Interestingly, when immune cells were added to these treated cancer cells, cytotoxic activity increased further, regardless of whether the immune cells were from the same individual (autologous) or a different person (allogeneic). Importantly, this treatment did not result in an increase in the cancer cell defence mechanisms, which can arise during some treatments. Cancer cells often counterattack with the increased production of PD-L1, a molecule that can shut down immune cells. However, as a result of stable tumour cell behaviour in these experiments, the tumour cells become more visible to the immune system without making them harder to treat. These findings confirm that the immunoproteasome plays a vital role in helping the immune system recognize cancer, and could be key to boosting both natural and engineered T-cell therapies.

Therapeutic Implications for Cancer Immunotherapy and Combination Strategies

The implications of this work extend across the cancer immunotherapy landscape, with wide-reaching implications for how we treat hematologic cancers and solid tumours, using the immune system in adult and paediatric populations. Drugs that activate the immunoproteasome, like Compound A, help cancer cells become more visible to the immune system. This could improve the way some treatments work in patients who haven’t responded to standard therapies. One of the most exciting findings is that these drugs help uncover both shared cancer markers (found in many patients) and unique markers (specific to each individual). This makes them a promising tool for personalised cancer vaccines and advanced therapies, ones that train immune cells to target cancer more precisely — such as T-cell receptor therapies and bispecific T-cell engagers (BiTE), which bring immune cells directly to cancer cells.

This study also opens the door to powerful combination treatments. For example, pairing Compound A with checkpoint inhibitors (like anti-PD-L1 therapies) may help in cases where cancer cells hide by not showing enough warning signals. HDAC6 inhibitors, already being tested in clinical trials, may also boost immune responses in a different way — by changing how cancer genes are expressed and helping show more warning signals.

Overall, this approach supports the shift towards precision oncology — tailoring treatments to each patient’s unique cancer biology and genetic identity. Activating the immunoproteasome acts like turning up the volume on the immune system’s radar, helping it detect tumours that were previously hidden or resistant.
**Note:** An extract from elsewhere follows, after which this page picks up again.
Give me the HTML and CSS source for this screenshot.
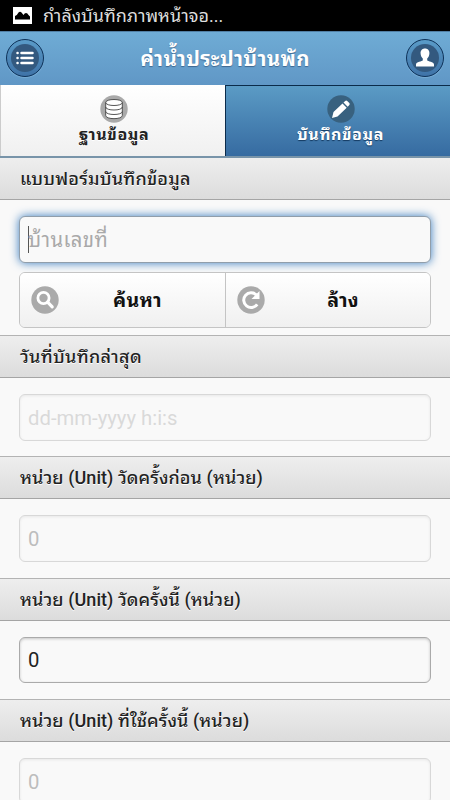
FILE: index.html
```html
<!DOCTYPE html>
<html lang="th">
<head>
<meta charset="utf-8">
<title>ค่าน้ำประปาบ้านพัก</title>
<link rel="stylesheet" href="styles.css">
</head>
<body>
<div class="status">
  <svg width="19" height="17" viewBox="0 0 19 17"><path fill="#fff" d="M0 0h19v17H0z"/><path d="M2 12.500V9q2-.5 3.500-3.500 1.500-1.500 3 0L10.500 8q1-2 2.500-2 1.500 0 2.500 2l1.500 1.500v3z"/></svg>
  <span>กำลังบันทึกภาพหน้าจอ...</span>
</div>
<header class="header">
  <button class="round" aria-label="เมนู">
    <svg width="28" height="28" viewBox="0 0 28 28"><circle cx="14" cy="14" r="14" fill="#33597f"/><g stroke="#fff" stroke-width="2.500" stroke-linecap="round"><path d="M10.500 9H21.500M10.500 14H21.500M10.500 19H21.500M6.500 9h.1M6.500 14h.1M6.500 19h.1"/></g></svg>
  </button>
  <h1>ค่าน้ำประปาบ้านพัก</h1>
  <button class="round" aria-label="ผู้ใช้">
    <svg width="28" height="28" viewBox="0 0 28 28"><circle cx="14" cy="14" r="14" fill="#33597f"/><path fill="#fff" d="M14 4.500c3 0 4.600 2.200 4.400 5-.1 2.300-1 4-2.200 5v1.800c.5 1.200 6.800 1.600 6.800 4.200v2H5v-2c0-2.600 6.300-3 6.800-4.200v-1.800c-1.200-1-2.100-2.700-2.200-5-.2-2.800 1.400-5 4.400-5z"/></svg>
  </button>
</header>
<nav class="tabs">
  <a class="tab">
    <svg width="28" height="28" viewBox="0 0 28 28"><circle cx="14" cy="14" r="13.700" fill="#a9a9a9"/><path fill="#fff" stroke="#444" stroke-width=".9" d="M5.700 7.500v13c0 4.200 16.600 4.200 16.600 0v-13c0-4-16.600-4-16.600 0z"/><path fill="none" stroke="#444" stroke-width=".9" d="M5.700 7.500c0 4 16.600 4 16.600 0M5.700 12c0 4 16.600 4 16.600 0M5.700 16.500c0 4 16.600 4 16.600 0"/></svg>
    <span>ฐานข้อมูล</span>
  </a>
  <a class="tab active">
    <svg width="28" height="28" viewBox="0 0 28 28"><circle cx="14" cy="14" r="13.700" fill="#38617f"/><path fill="#fff" d="M5 23l1.500-6L15.500 8.500l4.200 4.200L10.500 21.500zM16.500 7.500l1.700-1.600q1-.8 2 0l2.100 2.100q.9 1 0 2l-1.600 1.700z"/></svg>
    <span>บันทึกข้อมูล</span>
  </a>
</nav>
<main>
  <h2 class="first"><span>แบบฟอร์มบันทึกข้อมูล</span></h2>
  <div class="row search">
    <div class="field focus"><i class="caret"></i><span>บ้านเลขที่</span></div>
    <div class="buttons">
      <button class="btn"><svg width="28" height="28" viewBox="0 0 28 28"><circle cx="14" cy="14" r="13.700" fill="#aaa"/><circle cx="12.500" cy="12" r="5.600" fill="none" stroke="#fff" stroke-width="2.800"/><path d="M16.600 16.200l4.600 4.600" stroke="#fff" stroke-width="3.200" stroke-linecap="round"/></svg><span>ค้นหา</span></button>
      <button class="btn"><svg width="28" height="28" viewBox="0 0 28 28"><circle cx="14" cy="14" r="13.700" fill="#aaa"/><path d="M20.200 18.300A7.400 7.400 0 1 1 19.400 8.900" fill="none" stroke="#fff" stroke-width="3"/><path fill="#fff" d="M22.500 5v8h-8z"/></svg><span>ล้าง</span></button>
    </div>
  </div>
  <h2 class="wide"><span>วันที่บันทึกล่าสุด</span></h2>
  <div class="row"><div class="field disabled hint">dd-mm-yyyy h:i:s</div></div>
  <h2><span>หน่วย (Unit) วัดครั้งก่อน (หน่วย)</span></h2>
  <div class="row"><div class="field disabled">0</div></div>
  <h2><span>หน่วย (Unit) วัดครั้งนี้ (หน่วย)</span></h2>
  <div class="row"><div class="field">0</div></div>
  <h2><span>หน่วย (Unit) ที่ใช้ครั้งนี้ (หน่วย)</span></h2>
  <div class="row"><div class="field disabled">0</div></div>
</main>
</body>
</html>
```
FILE: styles.css
```css
* { box-sizing: border-box; }
html, body { height: 800px; overflow: hidden; }
body { margin: 0; background: #f9f9f9; color: #222; font-family: Roboto, "Droid Sans Thai", "Noto Sans Thai Looped", "Noto Looped Thai", Waree, Loma, Garuda, Umpush, Tahoma, sans-serif; }
svg { display: block; flex: none; }
button { font: inherit; margin: 0; padding: 0; }
.status { height: 31px; background: #000; color: #ddd; display: flex; align-items: center; gap: 11px; padding-left: 13px; font-size: 18px; line-height: 30px; white-space: nowrap; }
.header { height: 54px; display: flex; align-items: center; justify-content: space-between; padding: 0 6px 0; border-top: 1px solid #517fa4; background: linear-gradient(#6facd5, #6097c6); }
.header h1 { margin: 0; padding-top: 1px; font-size: 20.500px; letter-spacing: .35px; line-height: 30px; color: #fff; text-shadow: 0 1px 1px #3e6790; white-space: nowrap; }
.round { width: 38px; height: 38px; margin-bottom: 2px; border: 1px solid #0d3158; border-radius: 50%; display: grid; place-items: center; background: linear-gradient(#5a9bc8, #3f73a8); box-shadow: 0 1px 1px #79add5; }
.tabs { height: 71px; display: grid; grid-template-columns: 225px 225px; }
.tab { display: flex; flex-direction: column; align-items: center; padding: 10px 0 0 2px; border-left: 1px solid #ccc; background: linear-gradient(#fff, #f0f0f0); color: #222; font-weight: bold; font-size: 16px; letter-spacing: .6px; line-height: 24px; text-shadow: 0 1px 0 #fff; white-space: nowrap; }
.tab.active { padding: 9px 0 0 5px; color: #fff; border-left: 1px solid #0b2b4a; border-top: 1px solid #0b2b4a; background: linear-gradient(#5b9bc5, #366ba1); text-shadow: 0 1px 1px #143a61; }
h2 { margin: 0; height: 43px; padding: 0 20px; border-top: 1px solid #b3b3b3; border-bottom: 1px solid #a5a5a5; background: linear-gradient(#eee, #dcdcdc); font-size: 18px; letter-spacing: .06px; font-weight: 500; line-height: 41px; text-shadow: 0 1px 0 #fff; white-space: nowrap; }
h2.wide { letter-spacing: .3px; }
h2.first { height: 44px; border-top: 2px solid #7894a9; line-height: 41px; letter-spacing: .2px; }
.row { padding: 16px 19px 0; height: 78.300px; }
.row.search { height: 135px; }
.field { height: 46.500px; display: flex; align-items: center; padding: 1px 8px 0; border: 1px solid #aaa; border-radius: 6px; background: #f9f9f9; box-shadow: inset 0 1px 3px #0003; color: #222; font-size: 20.300px; line-height: 40px; white-space: nowrap; }
.field.disabled { color: #bdbdbd; border-color: #d8d8d8; box-shadow: inset 0 1px 3px #00000012; }
.field.hint { color: #d9d9d9; }
.field.focus { padding-top: 2px; color: #a9a9a9; border-color: #909eab; box-shadow: 0 0 10px #387bbe; letter-spacing: .4px; }
.caret { width: 1px; height: 27px; margin: -2px -1px 0 0; background: #555; }
.buttons { margin-top: 9.500px; display: grid; grid-template-columns: 205px 1fr; height: 56px; border: 1px solid #c4c4c4; border-radius: 6px; overflow: hidden; }
.btn { border: 0; display: flex; align-items: center; padding: 0 11px; color: #111; font-weight: bold; font-size: 19.500px; letter-spacing: .3px; background: linear-gradient(#fff, #f0f0f0); text-shadow: 0 1px 0 #fff; }
.btn + .btn { border-left: 1px solid #c4c4c4; }
.btn span { flex: 1; text-align: center; line-height: 24px; padding: 1px 0 0 2px; }
```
It offers new hope for hard-to-treat cancers once thought to be invisible to the immune system. The results also reinforce the need for robust biomarker development, particularly around immunoproteasome subunit expression, as predictive tools to guide therapy selection for patients and monitor response.

Future Directions and Translational Research

Dr Driscoll and his team have made an important breakthrough in cancer research by showing that turning on the immunoproteasome can help the body better recognize and attack cancer. By using both new drugs (like Compound A) and existing medicines (such as HDAC6 inhibitors), they have established two mechanisms that boost how cancer cells show warning signals to the immune system. This improves the efficacy of current immune therapies, like T-cell treatments.

Their research opens the door to several exciting future directions. To bring Compound A into clinical use, scientists will first need to test how the drug behaves in the body and whether it’s safe. It may work best when combined with other immune therapies. They also plan to look for biological markers that can predict who will benefit most — for example, specific proteins or the number of neoantigens on tumour cells. This strategy could also be useful in treating other cancers, especially those that are harder for the immune system to detect. Beyond cancer, it may even apply to diseases like infections or neurodegenerative conditions, where immune recognition is key.

As technology improves — especially tools that help scientists map immune responses — treatments can become even more tailored to each patient. This research highlights the immunoproteasome not just as a cellular tool, but as a powerful target for therapy, one that could help reshape how we treat cancer and possibly other serious immune diseases.